Otro recuerdo ya ha sido retomado por la artista, como en su película Heart of a Dog. Es el accidente que tuvo de niña y que casi la deja postrada, según cuenta que habían vaticinado los médicos. Anderson vuelve sobre el momento del accidente y sobre sus días de convalecencia en el hospital en el sector de quemados, evoca el terror que sentía por las noches, escuchando los llantos y los quejidos de otros niños que yacían a su lado, “el sonido que hacen los niños cuando mueren”. De pronto recuerda que a veces esos niños ya no estaban más a la mañana siguiente, la enfermera llegaba y tendía la cama, sin explicación alguna. Lo cuenta sin dramatismo, como si la historia en sí no fuera importante: la trae porque le sirve para hablar de los modos del recuerdo y del olvido. Y este es el punto, el tema que le interesa a Anderson: cómo se construyen las historias, cuál es el hilo que las cose, necesariamente atado a una verdad a medias, lo cual implica siempre una mentira. Toda la intención de Anderson está puesta en contar historias sobre las historias, y así en otros relatos avanza, por ejemplo sobre los clichés que guarda toda identidad, en su construcción como relato a lo largo de la vida.
Las citas literarias son tan amplias como Walden, el ensayo de Henry Thoreau sobre las posibilidades de “vivir en estado de naturaleza”, un libro clave en Estados Unidos. Y de allí a Las aves, la comedia de Aristófanes, para mostrar que, ya cuatro siglos antes de Cristo, a alguien se le había ocurrido imaginar la construcción de un muro interminable entre la tierra y el cielo. Anderson pinta su aldea y aparece entonces Trump, la sociedad llena de armas y de miedos, las guerras y las prisiones. Aparece Lou Reed, y con él y sobre él canta quien fuera su esposa “Would You Come to Me”: “¿Vendrías a mí? Si estuviera medio ahogado. Con un brazo por encima de la última ola. ¿Vendrías a mí? ¿Me levantarías? ¿El esfuerzo realmente te lastimaría? ¿Es injusto preguntarte?”.

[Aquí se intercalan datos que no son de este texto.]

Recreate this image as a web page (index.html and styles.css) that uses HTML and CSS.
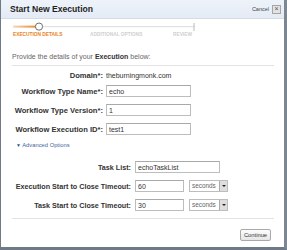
FILE: index.html
```html
<!DOCTYPE html>
<html>
<head>
    <meta charset="utf-8">
    <title>Start New Execution</title>
    <link rel="stylesheet" href="styles.css">
</head>
<body>
    <div class="dialog">
        <div class="header">
            <span class="title">Start New Execution</span>
            <span class="cancel">Cancel <span class="close">&times;</span></span>
        </div>

        <div class="steps">
            <svg class="track" width="184" height="10" viewBox="0 0 184 10">
                <defs>
                    <linearGradient id="done" x1="0" x2="1" y1="0" y2="0">
                        <stop offset="0" stop-color="#f6d9b8"/>
                        <stop offset="1" stop-color="#e98b2c"/>
                    </linearGradient>
                </defs>
                <rect x="0" y="4" width="182" height="1.2" fill="#e2e2e2"/>
                <rect x="0" y="3.6" width="23" height="2" fill="url(#done)"/>
                <rect x="180.5" y="1" width="1" height="8" fill="#bbb"/>
                <circle cx="26" cy="4.6" r="3.6" fill="#fff" stroke="#707070" stroke-width="1"/>
            </svg>
            <div class="step-labels">
                <span class="step current">EXECUTION DETAILS</span>
                <span class="step">ADDITIONAL OPTIONS</span>
                <span class="step">REVIEW</span>
            </div>
        </div>

        <p class="intro">Provide the details of your <b>Execution</b> below:</p>
        <div class="rule"></div>

        <div class="form">
            <div class="row domain">
                <label>Domain*:</label>
                <span class="value">theburningmonk.com</span>
            </div>
            <div class="row">
                <label>Workflow Type Name*:</label>
                <input class="text" value="echo">
            </div>
            <div class="row">
                <label>Workflow Type Version*:</label>
                <input class="text" value="1">
            </div>
            <div class="row">
                <label>Workflow Execution ID*:</label>
                <input class="text" value="test1">
            </div>
        </div>

        <div class="advanced"><span class="arrow">&#9660;</span> Advanced Options</div>

        <div class="form wide">
            <div class="row">
                <label>Task List:</label>
                <input class="text" value="echoTaskList">
            </div>
            <div class="row">
                <label>Execution Start to Close Timeout:</label>
                <input class="text short" value="60">
                <span class="select">seconds<span class="drop"></span></span>
            </div>
            <div class="row">
                <label>Task Start to Close Timeout:</label>
                <input class="text short" value="30">
                <span class="select">seconds<span class="drop"></span></span>
            </div>
        </div>

        <div class="rule bottom"></div>

        <div class="actions">
            <button class="button">Continue</button>
        </div>
    </div>
</body>
</html>
```

FILE: styles.css
```css
body {
    margin: 0;
    background-color: #fff;
    font-family: "Liberation Sans", Arial, sans-serif;
    color: #333;
}

.dialog {
    width: 283px;
    height: 247px;
    border-left: 1px solid #6f7a86;
    border-right: 3px solid #7d8792;
    border-bottom: 3px solid #6f7a86;
    background-color: #fff;
    overflow: hidden;
}

.header {
    height: 18px;
    border-bottom: 1px solid #d3dde8;
    background: linear-gradient(#eef3fa, #e3ebf5);
    display: flex;
    align-items: center;
    justify-content: space-between;
    padding: 0 3px 0 9px;
}

.title {
    font-size: 8.6px;
    font-weight: bold;
    color: #1e1e1e;
}

.cancel {
    font-size: 5.5px;
    color: #444;
    display: flex;
    align-items: center;
    gap: 3px;
}

.close {
    width: 7px;
    height: 7px;
    border: 1px solid #a5a5a5;
    background-color: #e2e2e2;
    color: #555;
    font-size: 7px;
    line-height: 6px;
    text-align: center;
}

.steps {
    padding: 3px 0 0 12px;
}

.track {
    display: block;
}

.step-labels {
    display: flex;
    height: 6px;
    line-height: 6px;
    margin-top: 0;
}

.step {
    font-size: 4.8px;
    font-weight: bold;
    color: #cfcfcf;
}

.step:nth-child(1) {
    width: 77px;
}

.step:nth-child(2) {
    width: 83px;
}

.step.current {
    color: #e8821e;
}

.intro {
    margin: 14px 0 0 11px;
    font-size: 7px;
    line-height: 10px;
    color: #666;
}

.intro b {
    color: #333;
}

.rule {
    margin: 3px 10px 0 11px;
    border-top: 1px solid #e3e3e3;
}

.rule.bottom {
    margin-top: 6px;
}

.form {
    margin-top: 4px;
}

.row {
    display: flex;
    align-items: center;
    height: 12px;
    margin-bottom: 7px;
}

.row.domain {
    height: 10px;
    margin-bottom: 5px;
}

.row label {
    width: 102px;
    padding-right: 3px;
    text-align: right;
    font-size: 7.6px;
    font-weight: bold;
    color: #333;
    white-space: nowrap;
}

.wide .row label {
    width: 130px;
    padding-right: 4px;
    font-size: 7.2px;
}

.value {
    font-size: 7px;
    color: #333;
}

.text {
    box-sizing: border-box;
    width: 85px;
    height: 12px;
    margin: 0;
    padding: 0 2px;
    border: 1px solid #bdbdbd;
    border-top-color: #a9a9a9;
    font-family: "Liberation Sans", Arial, sans-serif;
    font-size: 7px;
    color: #333;
    background-color: #fff;
}

.text.short {
    width: 49px;
}

.select {
    box-sizing: border-box;
    width: 39px;
    height: 12px;
    margin-left: 5px;
    padding-left: 2px;
    border: 1px solid #bdbdbd;
    font-size: 6.4px;
    line-height: 10px;
    color: #666;
    display: flex;
    justify-content: space-between;
}

.drop {
    width: 7px;
    height: 10px;
    border-left: 1px solid #aaa;
    background-color: #dedede;
    position: relative;
}

.drop::after {
    content: "";
    position: absolute;
    left: 1.5px;
    top: 4px;
    border-left: 2px solid transparent;
    border-right: 2px solid transparent;
    border-top: 2.5px solid #222;
}

.form.wide {
    margin-top: 12px;
}

.advanced {
    margin: -1px 0 0 15px;
    height: 8px;
    line-height: 8px;
    font-size: 5.8px;
    color: #3f64a0;
}

.arrow {
    font-size: 5px;
    color: #2f5696;
}

.actions {
    display: flex;
    justify-content: flex-end;
    padding: 10px 13px 0 0;
}

.button {
    width: 31px;
    height: 12px;
    padding: 0;
    border: 1px solid #a9a9a9;
    border-radius: 2px;
    background: linear-gradient(#fdfdfd, #e6e6e6);
    font-family: "Liberation Sans", Arial, sans-serif;
    font-size: 5.8px;
    color: #333;
}
```
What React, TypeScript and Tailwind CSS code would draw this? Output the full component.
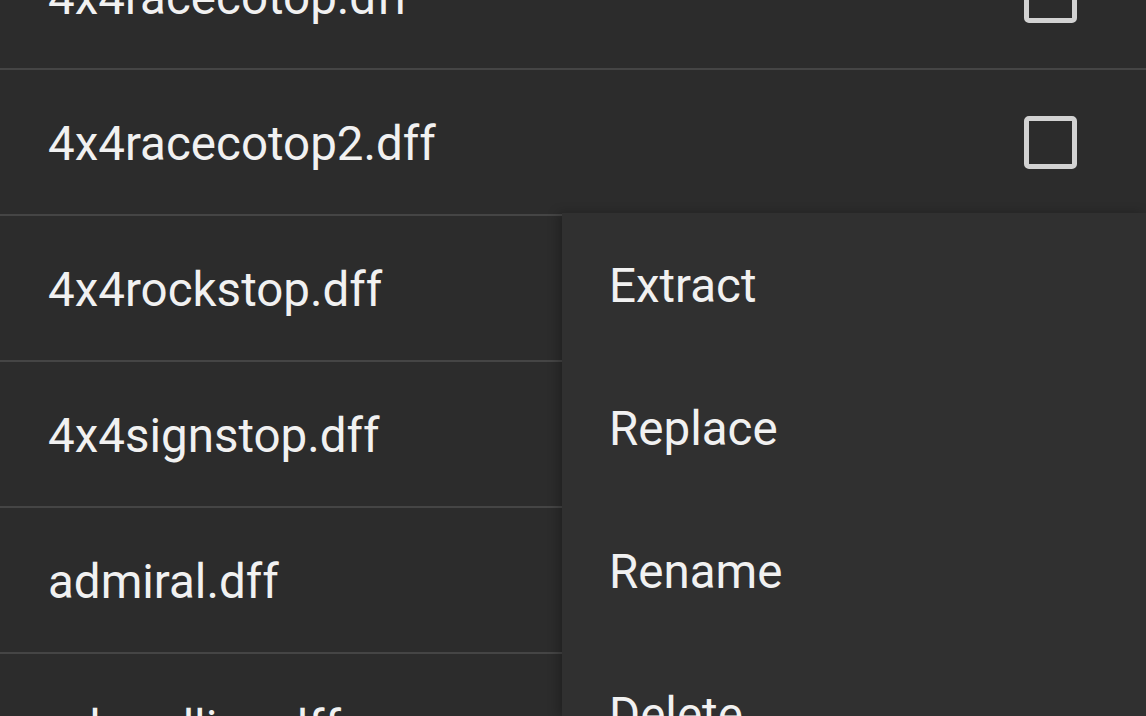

La puesta de Anderson es poéticamente potente, también políticamente cuestionadora. La que habla es una neoyorquina espantada con Donald Trump, con la idea de algo como Donald Trump presidente, y sobre todo espantada con compatriotas que decidieron dar curso a tal idea. Mientras habla y mientras cuenta, hace pensar en cómo se construyen las historias, en lo que hace el ser humano con los relatos y las palabras, en cómo esos relatos pueden deformarse en su deriva. Ocurre en un lugar y un momento en el que es posible dar por cierta la siguiente historia: hay un país en el que un Estado hace desaparecer a un joven, arrojar luego un cuerpo en el lugar en el que se lo busca desde hace ochenta días, obligar a una familia a custodiarlo por horas –sin saber si es el cuerpo que busca– porque desconfía de toda instancia de cuidado por parte de ese Estado. Después de esta historia, cualquier espanto se vuelve relativo.